Irv: As I said, I was feeling like in a bubble. Wall Street exemplifies it the best, because obviously it has access to capital and access to the minds. It’s always looking for what is coming down, what’s the next innovative thing? The big thing going on right now is the whole breaking up of the cash payment system and how do we distribute that? Bitcoins, and things of that nature, how accessible are they? Should they go to the market? The whole concern now is obviously cyber-security and how do we go outside and find the best and the brightest out there to be able to deal with it? That’s a constant search that never stops for the firms that succeed. They never sit on their laurels. And the reason they’ve stayed on business and continued to grow and some of them have telephone book numbers of revenue is because they understand and learned how to do that.

Joe: So it’s fair to say that a decent chunk of the whole industry is as much innovation as it is acumen?

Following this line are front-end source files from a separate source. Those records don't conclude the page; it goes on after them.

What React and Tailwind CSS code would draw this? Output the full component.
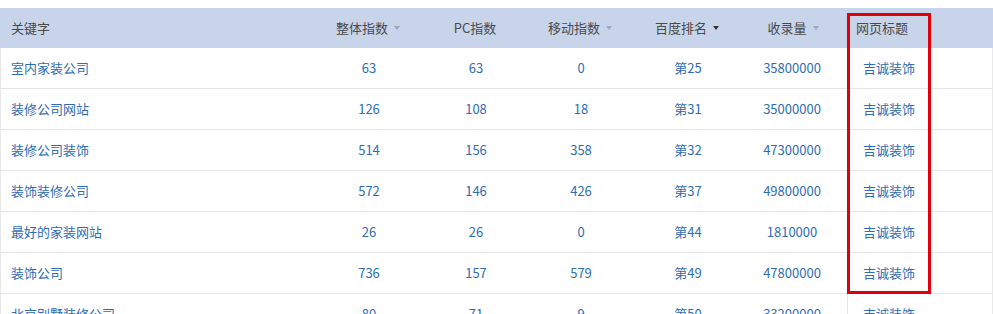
import React from "react";

const rows = [
  ["室内家装公司", "63", "63", "0", "第25", "35800000"],
  ["装修公司网站", "126", "108", "18", "第31", "35000000"],
  ["装修公司装饰", "514", "156", "358", "第32", "47300000"],
  ["装饰装修公司", "572", "146", "426", "第37", "49800000"],
  ["最好的家装网站", "26", "26", "0", "第44", "1810000"],
  ["装饰公司", "736", "157", "579", "第49", "47800000"],
  ["北京别墅装修公司", "80", "71", "9", "第50", "33200000"],
];

function Arrow({ dark }) {
  return (
    <span
      className={
        dark
          ? "ml-[6px] inline-block h-0 w-0 border-x-[3.5px] border-t-[4px] border-x-transparent border-t-[#333]"
          : "ml-[6px] inline-block h-0 w-0 border-x-[3.5px] border-t-[4px] border-x-transparent border-t-[#a0a8b8]"
      }
    />
  );
}

const grid = "grid grid-cols-[316px_104px_110px_100px_114px_102px_1fr]";

export default function App() {
  return (
    <div
      className="relative h-[314px] w-[993px] overflow-hidden bg-white pt-[8px] text-[13px]"
      style={{ fontFamily: '"Noto Sans CJK SC", "Noto Sans", sans-serif' }}
    >
      <div className={`${grid} h-[40px] items-center bg-[#c8d4ea] text-[#4a4a4a]`}>
        <div className="pl-[11px]">关键字</div>
        <div className="flex items-center justify-center">整体指数<Arrow /></div>
        <div className="flex items-center justify-center">PC指数</div>
        <div className="flex items-center justify-center">移动指数<Arrow /></div>
        <div className="flex items-center justify-center">百度排名<Arrow dark /></div>
        <div className="flex items-center justify-center pr-[4px]">收录量<Arrow /></div>
        <div className="pl-[10px]">网页标题</div>
      </div>
      <div className="border-x border-[#e8e8e8]">
        {rows.map((r, i) => (
          <div
            key={i}
            className={`${grid} h-[41px] items-center border-b border-[#e6e6e6] text-[#2f6db3]`}
          >
            <div className="pl-[10px]">{r[0]}</div>
            <div className="text-center">{r[1]}</div>
            <div className="text-center">{r[2]}</div>
            <div className="text-center">{r[3]}</div>
            <div className="text-center">{r[4]}</div>
            <div className="pr-[8px] text-center">{r[5]}</div>
            <div className="flex h-full items-center border-l border-[#e6e6e6] pl-[15px]">吉诚装饰</div>
          </div>
        ))}
      </div>
      <div className="pointer-events-none absolute left-[847px] top-[13px] h-[281px] w-[84px] border-[3px] border-[#e0000b]" />
    </div>
  );
}
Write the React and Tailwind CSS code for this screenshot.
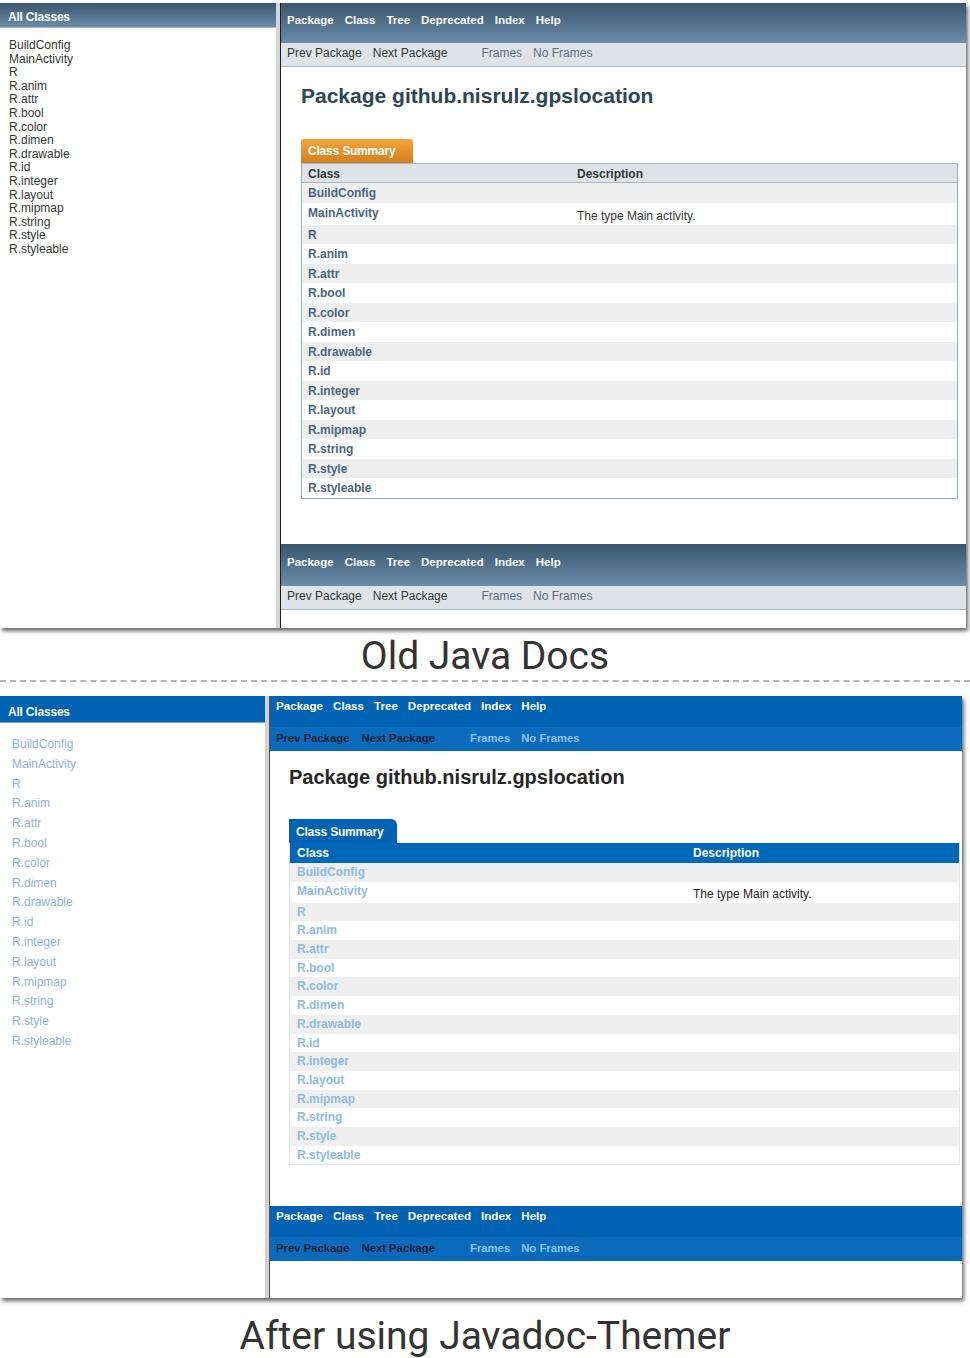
const classes = ["BuildConfig", "MainActivity", "R", "R.anim", "R.attr", "R.bool", "R.color", "R.dimen", "R.drawable", "R.id", "R.integer", "R.layout", "R.mipmap", "R.string", "R.style", "R.styleable"];

const navItems = ["Package", "Class", "Tree", "Deprecated", "Index", "Help"];

const OldNav = ({ top }) => {
  return (
    <div>
      <div className={`${top ? "h-[40px] pt-[10px]" : "h-[42px] pt-[11px]"} bg-gradient-to-b from-[#3b566e] to-[#6a8dab] pl-[6px] flex gap-[11px] text-[11.5px] font-bold text-white leading-[14px]`}>
        {navItems.map((n) => <span key={n}>{n}</span>)}
      </div>
      <div className="h-[24px] pt-[3px] bg-[#dee3e9] border-b border-[#a9b6c4] pl-[6px] flex text-[12px] leading-[14px] text-[#353833]">
        <span>Prev Package</span>
        <span className="ml-[11px]">Next Package</span>
        <span className="ml-[34px] text-[#5b6f82]">Frames</span>
        <span className="ml-[11px] text-[#5b6f82]">No Frames</span>
      </div>
    </div>
  );
};

const NewNav = () => {
  return (
    <div>
      <div className="h-[31px] pt-[3px] bg-[#0062b3] pl-[6px] flex gap-[10px] text-[11.6px] font-bold text-white leading-[14px]">
        {navItems.map((n) => <span key={n}>{n}</span>)}
      </div>
      <div className="h-[24px] pt-[4px] bg-[#0a6bbd] pl-[6px] flex text-[11.3px] font-bold leading-[14px] text-[#0f2236]">
        <span>Prev Package</span>
        <span className="ml-[12px]">Next Package</span>
        <span className="ml-[35px] text-[#8cc3f2]">Frames</span>
        <span className="ml-[11px] text-[#8cc3f2]">No Frames</span>
      </div>
    </div>
  );
};

const OldShot = () => {
  return (
    <div className="mt-[3px] flex h-[625px] w-[966px] bg-white shadow-[2px_3px_4px_rgba(0,0,0,0.6)]">
      <aside className="w-[276px] shrink-0">
        <div className="h-[25px] pt-[7px] pl-[8px] bg-gradient-to-b from-[#3b566e] to-[#6a8dab] border-b border-[#a9b6c4] text-[12px] leading-[14px] font-bold text-white tracking-[-0.2px]">All Classes</div>
        <ul className="pl-[9px] pt-[11px] text-[12px] leading-[13.6px] text-[#353833]">
          {classes.map((c) => <li key={c}>{c}</li>)}
        </ul>
      </aside>
      <div className="w-[5px] shrink-0 bg-[#d5d5d5] border-r border-[#1f1f1f]" />
      <main className="flex-1 flex flex-col">
        <OldNav top />
        <h1 className="mt-[17px] pl-[20px] text-[21px] leading-[24px] font-bold text-[#2c4557]">Package github.nisrulz.gpslocation</h1>
        <div className="mt-[31px] ml-[20px] mr-[8px]">
          <div className="w-[112px] h-[24px] pt-[5px] pl-[7px] rounded-t-[3px] bg-gradient-to-b from-[#f5a63a] to-[#d07f1c] text-[12px] leading-[14px] font-bold text-white tracking-[-0.2px]">Class Summary</div>
          <div className="border-x border-b border-[#9eadc0]">
            <div className="h-[20px] pt-[3px] flex bg-[#dee3e9] border-y border-[#a9b6c4] text-[12px] leading-[14px] font-bold text-[#353833]">
              <span className="w-[275px] pl-[6px]">Class</span>
              <span>Description</span>
            </div>
            {classes.map((c, i) => (
              <div key={c} className={`${c === "MainActivity" ? "h-[22px]" : "h-[19.5px]"} flex items-start pt-[3px] text-[12px] leading-[14px] ${i % 2 === 0 ? "bg-[#eeeeef]" : "bg-white"}`}>
                <span className="w-[275px] pl-[6px] font-bold text-[#4a6782]">{c}</span>
                {c === "MainActivity" && <span className="pt-[3px] text-[#353833]">The type Main activity.</span>}
              </div>
            ))}
          </div>
        </div>
        <div className="mt-[45px]">
          <OldNav />
        </div>
      </main>
    </div>
  );
};

const NewShot = () => {
  return (
    <div className="mt-[14px] flex h-[602px] w-[962px] bg-white shadow-[2px_3px_4px_rgba(0,0,0,0.6)]">
      <aside className="w-[265px] shrink-0">
        <div className="h-[27px] pt-[9px] pl-[8px] bg-[#0062b3] border-b border-[#7aa6d0] text-[12px] leading-[14px] font-bold text-white tracking-[-0.2px]">All Classes</div>
        <ul className="pl-[12px] pt-[12px] text-[12px] leading-[19.8px] text-[#8ab3de]">
          {classes.map((c) => <li key={c}>{c}</li>)}
        </ul>
      </aside>
      <div className="w-[5px] shrink-0 bg-[#d2d2d2] border-r border-[#555]" />
      <main className="flex-1 flex flex-col">
        <NewNav />
        <h1 className="mt-[14px] pl-[19px] text-[20px] leading-[24px] font-bold text-[#262626]">Package github.nisrulz.gpslocation</h1>
        <div className="mt-[30px] ml-[19px] mr-[2px]">
          <div className="w-[108px] h-[24px] pt-[6px] pl-[7px] rounded-tr-[6px] bg-[#0062b3] text-[12px] leading-[14px] font-bold text-white tracking-[-0.2px]">Class Summary</div>
          <div className="border-x border-b border-[#e6e6e6]">
            <div className="h-[20px] pt-[3px] flex bg-[#0068b8] text-[12px] leading-[14px] font-bold text-white">
              <span className="w-[403px] pl-[7px]">Class</span>
              <span>Description</span>
            </div>
            {classes.map((c, i) => (
              <div key={c} className={`${c === "MainActivity" ? "h-[21px]" : "h-[18.7px]"} flex items-start pt-[2px] text-[12px] leading-[14px] ${i % 2 === 0 ? "bg-[#efefef]" : "bg-white"}`}>
                <span className="w-[403px] pl-[7px] font-bold text-[#8dbbe6]">{c}</span>
                {c === "MainActivity" && <span className="pt-[3px] text-[#222]">The type Main activity.</span>}
              </div>
            ))}
          </div>
        </div>
        <div className="mt-[41px]">
          <NewNav />
        </div>
      </main>
    </div>
  );
};

export default function App() {
  return (
    <div className="w-[970px] h-[1358px] bg-white font-['Liberation_Sans',Arial,sans-serif] overflow-hidden">
      <OldShot />
      <p className="mt-[4px] text-center font-['Roboto',sans-serif] text-[39px] leading-[48px] text-[#333]">Old Java Docs</p>
      <div className="border-t-2 border-dashed border-[#b3b3b3]" />
      <NewShot />
      <p className="mt-[14px] text-center font-['Roboto',sans-serif] text-[39px] leading-[48px] text-[#333]">After using Javadoc-Themer</p>
    </div>
  );
}
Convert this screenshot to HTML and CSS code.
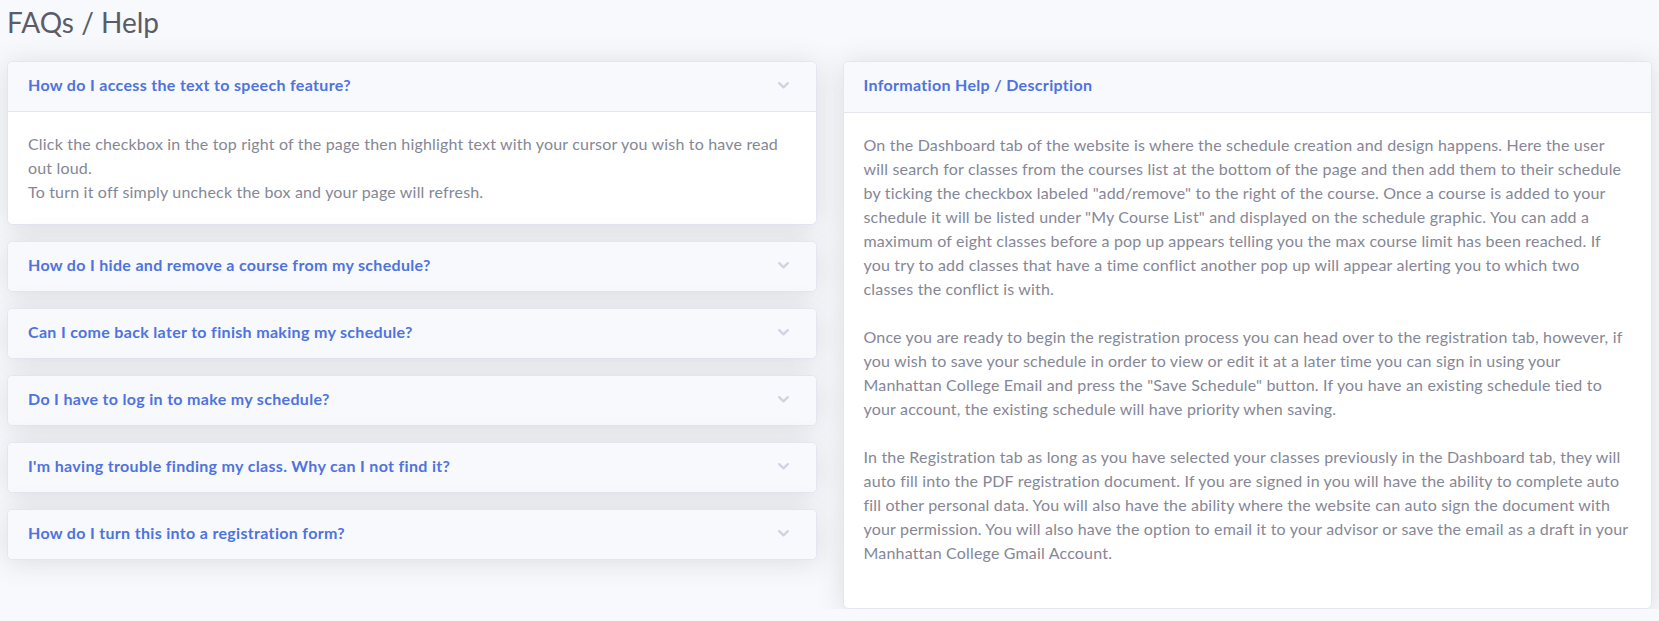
FILE: index.html
```html
<!DOCTYPE html>
<html lang="en">
<head>
<meta charset="utf-8">
<title>FAQs / Help</title>
<link rel="stylesheet" href="styles.css">
</head>
<body>
<div class="page">
  <h1 class="page-title">FAQs / Help</h1>
  <div class="columns">
    <div class="faq-list">
      <div class="card">
        <div class="card-header toggle">
          <span class="q">How do I access the text to speech feature?</span>
          <svg class="chev" width="11" height="7" viewBox="0 0 11 7"><polyline points="1.2,1.2 5.5,5.3 9.8,1.2" fill="none" stroke="#d1d3e2" stroke-width="2.4" stroke-linecap="round" stroke-linejoin="round"/></svg>
        </div>
        <div class="card-body">
          Click the checkbox in the top right of the page then highlight text with your cursor you wish to have read out loud.<br>
          To turn it off simply uncheck the box and your page will refresh.
        </div>
      </div>
      <div class="card">
        <div class="card-header toggle">
          <span class="q">How do I hide and remove a course from my schedule?</span>
          <svg class="chev" width="11" height="7" viewBox="0 0 11 7"><polyline points="1.2,1.2 5.5,5.3 9.8,1.2" fill="none" stroke="#d1d3e2" stroke-width="2.4" stroke-linecap="round" stroke-linejoin="round"/></svg>
        </div>
      </div>
      <div class="card">
        <div class="card-header toggle">
          <span class="q">Can I come back later to finish making my schedule?</span>
          <svg class="chev" width="11" height="7" viewBox="0 0 11 7"><polyline points="1.2,1.2 5.5,5.3 9.8,1.2" fill="none" stroke="#d1d3e2" stroke-width="2.4" stroke-linecap="round" stroke-linejoin="round"/></svg>
        </div>
      </div>
      <div class="card">
        <div class="card-header toggle">
          <span class="q">Do I have to log in to make my schedule?</span>
          <svg class="chev" width="11" height="7" viewBox="0 0 11 7"><polyline points="1.2,1.2 5.5,5.3 9.8,1.2" fill="none" stroke="#d1d3e2" stroke-width="2.4" stroke-linecap="round" stroke-linejoin="round"/></svg>
        </div>
      </div>
      <div class="card">
        <div class="card-header toggle">
          <span class="q">I'm having trouble finding my class. Why can I not find it?</span>
          <svg class="chev" width="11" height="7" viewBox="0 0 11 7"><polyline points="1.2,1.2 5.5,5.3 9.8,1.2" fill="none" stroke="#d1d3e2" stroke-width="2.4" stroke-linecap="round" stroke-linejoin="round"/></svg>
        </div>
      </div>
      <div class="card">
        <div class="card-header toggle">
          <span class="q">How do I turn this into a registration form?</span>
          <svg class="chev" width="11" height="7" viewBox="0 0 11 7"><polyline points="1.2,1.2 5.5,5.3 9.8,1.2" fill="none" stroke="#d1d3e2" stroke-width="2.4" stroke-linecap="round" stroke-linejoin="round"/></svg>
        </div>
      </div>
    </div>
    <div class="info">
      <div class="card">
        <div class="card-header info-header">
          <span class="q">Information Help / Description</span>
        </div>
        <div class="card-body info-body">
          <p>On the Dashboard tab of the website is where the schedule creation and design happens. Here the user will search for classes from the courses list at the bottom of the page and then add them to their schedule by ticking the checkbox labeled "add/remove" to the right of the course. Once a course is added to your schedule it will be listed under "My Course List" and displayed on the schedule graphic. You can add a maximum of eight classes before a pop up appears telling you the max course limit has been reached. If you try to add classes that have a time conflict another pop up will appear alerting you to which two classes the conflict is with.</p>
          <p>Once you are ready to begin the registration process you can head over to the registration tab, however, if you wish to save your schedule in order to view or edit it at a later time you can sign in using your Manhattan College Email and press the "Save Schedule" button. If you have an existing schedule tied to your account, the existing schedule will have priority when saving.</p>
          <p>In the Registration tab as long as you have selected your classes previously in the Dashboard tab, they will auto fill into the PDF registration document. If you are signed in you will have the ability to complete auto fill other personal data. You will also have the ability where the website can auto sign the document with your permission. You will also have the option to email it to your advisor or save the email as a draft in your Manhattan College Gmail Account.</p>
        </div>
      </div>
    </div>
  </div>
</div>
</body>
</html>
```

FILE: styles.css
```css
html, body {
  margin: 0;
  padding: 0;
}
body {
  background: #f8f9fc;
  font-family: Lato, "Noto Sans", "Liberation Sans", sans-serif;
  font-size: 16px;
  line-height: 24px;
  color: #858796;
  letter-spacing: 0.18px;
}
.page {
  padding: 6px 7px 0 7px;
}
.page-title {
  margin: 0 0 21px 0;
  font-size: 28px;
  font-weight: 400;
  line-height: 1.2;
  color: #5a5c69;
  letter-spacing: 0;
}
.columns {
  display: grid;
  grid-template-columns: 1fr 1fr;
  column-gap: 26px;
  align-items: start;
}
.faq-list {
  display: flex;
  flex-direction: column;
  gap: 16px;
}
.card {
  background: #fff;
  border: 1px solid #e3e6f0;
  border-radius: 5.6px;
  box-shadow: 0 2.4px 28px 0 rgba(58, 59, 69, 0.15);
  overflow: hidden;
}
.card-header {
  background: #f8f9fc;
  padding: 11px 20px 14px 20px;
  display: flex;
  align-items: center;
  justify-content: space-between;
}
.card-header + .card-body {
  border-top: 1px solid #e3e6f0;
}
.q {
  color: #4e73df;
  font-weight: 700;
  letter-spacing: 0.32px;
}
.chev {
  display: block;
  margin-right: 7px;
  margin-top: 2px;
  flex: none;
}
.card-body {
  padding: 20px;
}
.info-header {
  padding: 11px 20px 15px 20px;
}
.info-body {
  padding: 20px 20px 43px 20px;
}
.info-body p {
  margin: 0 0 24px 0;
}
.info-body p:last-child {
  margin-bottom: 0;
}
```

Irv: Definitely. And being open to innovation. I ran the new product committee for a couple of years, and I also did that at both Barclays and JPMorgan. I also filled into my portfolio, I’m doing– buying businesses who were taking us longer to build ourselves, and it’s quicker to fill it in. Because it’s literally a market race against some very high-powered competitors, and you wanna make sure that you’re always not necessarily at bleeding edge, but at cutting edge, so that you’re able to offer to your client… but it’s both to your client and to your own business. Risk management is such a major thing on these big firms. Who’s got the best risk management system and how well does it manage and how well does it test it and stress test it? The ones that didn’t do it well fell into some pretty big issues. Issue two about moving down here was personal. At that time I had two young daughters and moving down here, they were– I wasn’t the most popular person in my family, but they agreed to come. And I felt a responsibility in a strange way of wanting to work very hard at the financial, economic, and entrepreneurial platforms of the Tampa Bay area, so that if they had decided at some point that they wanted to go back to New York they would obviously go with my blessing, but I don’t want them to go because they couldn’t find good jobs down here. And that was important then, it’s equally important right now. We all wanna live in a community that is growing and innovating, and it’s all about being able to keep our best and brightest right here in the St. Pete market and area. Because not only is that the future, but that’s the blood and the engine that’s gonna drive further growth. When you try and do these big relocations, and I was part of one– I was into corporate, and that’s the problem. But if you try and do the big relocations, those are long shots. But if you grow your own, that’s the way to grow, and for an area to mature and the excitement stays, and the environment is one that we’re all happy and proud to live in.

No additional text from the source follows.